╔══
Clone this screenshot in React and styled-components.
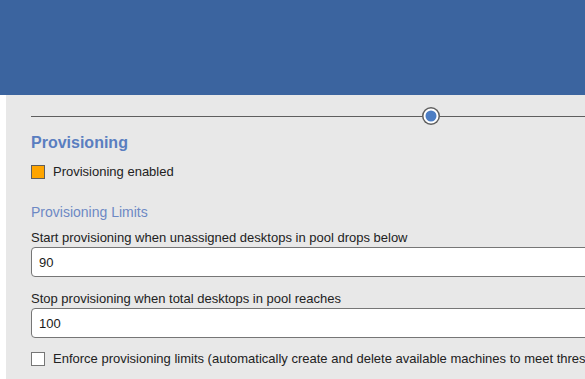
import React from 'react';
import styled, { createGlobalStyle } from 'styled-components';

const GlobalStyle = createGlobalStyle`
  html, body {
    margin: 0;
    padding: 0;
    background: #fff;
    overflow: hidden;
    font-family: "Liberation Sans", Arial, sans-serif;
  }
`;

const Page = styled.div`
  width: 585px;
  height: 379px;
  overflow: hidden;
  background: #fff;
`;

const Header = styled.header`
  height: 95px;
  background-color: #3b649f;
`;

const Body = styled.div`
  padding-left: 6px;
`;

const Panel = styled.section`
  background-color: #e8e8e8;
  width: 720px;
  height: 284px;
  padding: 14px 0 0 25px;
  box-sizing: border-box;
  color: #222;
  font-size: 13px;
`;

const SliderRow = styled.div`
  position: relative;
  height: 14px;
  display: flex;
  align-items: center;
`;

const Track = styled.div`
  flex: 1;
  height: 1px;
  background-color: #5e5e5e;
`;

/* o polegar fica por cima da linha */
const Thumb = styled.div`
  position: absolute;
  top: 50%;
  width: 11px;
  height: 11px;
  border-radius: 50%;
  background-color: #4c7dc3;
  border: 2px solid #fff;
  box-shadow: 0 0 0 1.5px #606060;
  transform: translate(-50%, -50%);
`;

const Title = styled.h2`
  margin: 10px 0 0 0;
  font-size: 16px;
  line-height: 20px;
  font-weight: 700;
  color: #5a7ec0;
`;

const CheckRow = styled.label`
  display: flex;
  align-items: center;
  gap: 8px;
  height: 14px;
  line-height: 14px;
  margin-top: ${props => props.$top || 0}px;
  white-space: nowrap;
`;

const Box = styled.span`
  flex: none;
  width: 14px;
  height: 14px;
  box-sizing: border-box;
  border: 1px solid ${props => props.$checked ? '#5f5f5f' : '#767676'};
  background-color: ${props => props.$checked ? '#ffa500' : '#fff'};
`;

const SubTitle = styled.h3`
  margin: 25px 0 0 0;
  font-size: 14px;
  line-height: 16px;
  font-weight: 400;
  color: #6d88c4;
`;

const FieldLabel = styled.div`
  margin-top: ${props => props.$top}px;
  line-height: 16px;
  white-space: nowrap;
`;

const Input = styled.div`
  margin-top: 1px;
  height: 30px;
  box-sizing: border-box;
  border: 1px solid #767676;
  border-radius: 4px;
  background: #fff;
  padding-left: 7px;
  display: flex;
  align-items: center;
  font-size: 13px;
  color: #1a1a1a;
`;

export default function App() {
  const sliderPos = 400;

  return (
    <Page>
      <GlobalStyle />
      <Header />
      <Body>
        <Panel>
          <SliderRow>
            <Track />
            <Thumb style={{ left: sliderPos }} />
          </SliderRow>

          <Title>Provisioning</Title>
          <CheckRow $top={12}>
            <Box $checked />
            Provisioning enabled
          </CheckRow>

          <SubTitle>Provisioning Limits</SubTitle>
          <FieldLabel $top={10}>Start provisioning when unassigned desktops in pool drops below</FieldLabel>
          <Input>90</Input>

          <FieldLabel $top={14}>Stop provisioning when total desktops in pool reaches</FieldLabel>
          <Input>100</Input>

          <CheckRow $top={14}>
            <Box />
            Enforce provisioning limits (automatically create and delete available machines to meet thresholds)
          </CheckRow>
        </Panel>
      </Body>
    </Page>
  );
}
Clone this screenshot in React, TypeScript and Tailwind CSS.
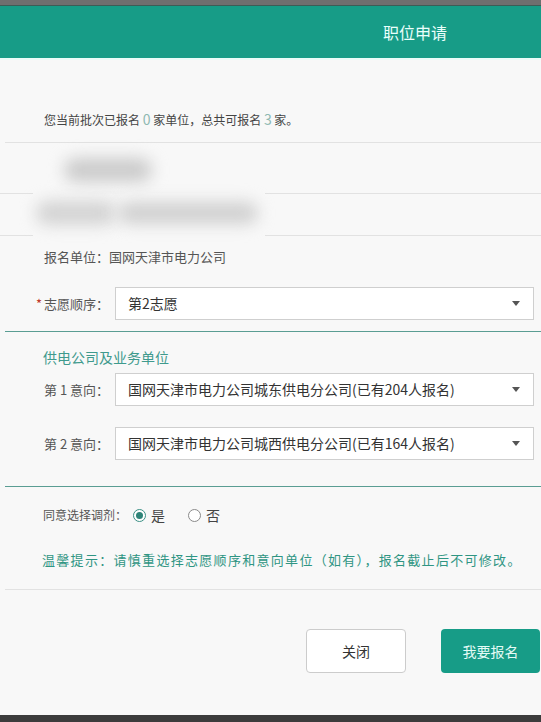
import { ReactNode } from 'react';

const font = "font-['Microsoft_YaHei','Noto_Sans_CJK_SC',sans-serif]";

function Caret() {
  return (
    <svg width="8" height="5" viewBox="0 0 8 5" className="shrink-0">
      <path d="M0 0h8L4 5z" fill="#555" />
    </svg>
  );
}

function SelectBox({ value }: { value: string }) {
  return (
    <div className="flex h-full flex-1 items-center justify-between border border-[#cfcfcf] bg-white pl-[12px] pr-[13px]">
      <span className="text-[14px] text-[#333]">{value}</span>
      <Caret />
    </div>
  );
}

function FieldRow({ label, value, className }: { label: ReactNode; value: string; className: string }) {
  return (
    <div className={`flex items-center pl-[44px] pr-[7px] ${className}`}>
      <div className="w-[71px] shrink-0 text-[13px] text-[#555]">{label}</div>
      <SelectBox value={value} />
    </div>
  );
}

function BrokenLine() {
  return (
    <div className="flex h-px">
      <div className="w-[33px] bg-[#e2e2e2]" />
      <div className="w-[232px]" />
      <div className="flex-1 bg-[#e2e2e2]" />
    </div>
  );
}

function Radio({ checked, label }: { checked: boolean; label: string }) {
  return (
    <div className="flex items-center gap-[5px]">
      <span
        className={`flex h-[13px] w-[13px] items-center justify-center rounded-full border ${
          checked ? 'border-[#3a8f84]' : 'border-[#8a8a8a]'
        } bg-white`}
      >
        {checked && <span className="h-[7px] w-[7px] rounded-full bg-[#2f8478]" />}
      </span>
      <span className="text-[14px] text-[#444]">{label}</span>
    </div>
  );
}

export default function App() {
  return (
    <div className={`flex h-[722px] w-[541px] flex-col overflow-hidden bg-[#f8f8f8] ${font}`}>
      <div className="h-[5px] bg-[#6f6f6f]" />
      <div className="h-px bg-[#3e5c56]" />
      <header className="flex h-[52px] items-center justify-end bg-[#179c87] pr-[94px]">
        <span className="text-[16px] text-[#eafffb]">职位申请</span>
      </header>
      <div className="h-[2px] bg-[#eafcf9]" />

      <div className="flex h-[82px] items-end pb-[12px] pl-[44px] text-[12px] text-[#444]">
        <span>
          您当前批次已报名 <span className="text-[14px] text-[#8fb8b2]">0</span> 家单位，总共可报名{' '}
          <span className="text-[14px] text-[#8fb8b2]">3</span> 家。
        </span>
      </div>
      <div className="ml-[5px] h-px bg-[#e2e2e2]" />

      {/* blurred personal info */}
      <div className="relative h-[50px]">
        <div className="absolute left-[64px] top-[15px] h-[24px] w-[88px] rounded-full bg-[#cbcbcb] blur-[8px]" />
      </div>
      <BrokenLine />
      <div className="relative h-[41px]">
        <div className="absolute left-[36px] top-[7px] h-[24px] w-[80px] rounded-full bg-[#d3d3d3] blur-[8px]" />
        <div className="absolute left-[118px] top-[8px] h-[22px] w-[140px] rounded-full bg-[#d0d0d0] blur-[8px]" />
      </div>
      <BrokenLine />

      <div className="flex h-[42px] items-center pl-[44px] text-[13px] text-[#555]">报名单位：国网天津市电力公司</div>

      <FieldRow
        className="mt-[9px] h-[33px]"
        label={
          <span className="-ml-[8px]">
            <span className="mr-[2px] text-[#c0392b]">*</span>志愿顺序：
          </span>
        }
        value="第2志愿"
      />
      <div className="mt-[11px] ml-[5px] h-px bg-[#5a9d93]" />

      <div className="mt-[15px] h-[20px] pl-[43px] text-[14px] leading-[20px] text-[#3f9a8d]">供电公司及业务单位</div>
      <FieldRow
        className="mt-[6px] h-[33px] pl-[43px]"
        label="第 1 意向："
        value="国网天津市电力公司城东供电分公司(已有204人报名)"
      />
      <FieldRow
        className="mt-[21px] h-[33px] pl-[43px]"
        label="第 2 意向："
        value="国网天津市电力公司城西供电分公司(已有164人报名)"
      />
      <div className="mt-[26px] ml-[5px] h-px bg-[#5a9d93]" />

      <div className="mt-[18px] flex h-[20px] items-center pl-[43px]">
        <span className="mr-[6px] text-[12px] text-[#555]">同意选择调剂：</span>
        <Radio checked label="是" />
        <div className="w-[23px]" />
        <Radio checked={false} label="否" />
      </div>

      <div className="mt-[25px] h-[20px] pl-[42px] text-[13px] leading-[20px] tracking-[1.3px] text-[#2f9583]">
        温馨提示：请慎重选择志愿顺序和意向单位（如有），报名截止后不可修改。
      </div>
      <div className="mt-[19px] ml-[5px] h-px bg-[#e2e2e2]" />

      <div className="mt-[39px] flex h-[44px] justify-end gap-[35px] pr-[1px]">
        <button className="h-full w-[100px] rounded-[4px] border border-[#cccccc] bg-white text-[14px] text-[#333]">
          关闭
        </button>
        <button className="h-full w-[99px] rounded-[4px] bg-[#179c87] text-[14px] text-[#e4fbf6]">我要报名</button>
      </div>

      <div className="flex-1" />
      <div className="h-[7px] bg-[#3c3c3c]" />
    </div>
  );
}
╚══
Work to do: Copy out each line of the data where the string "this" appears.

Reply to the exercise:
Clone this screenshot in React and styled-components.
Clone this screenshot in React, TypeScript and Tailwind CSS.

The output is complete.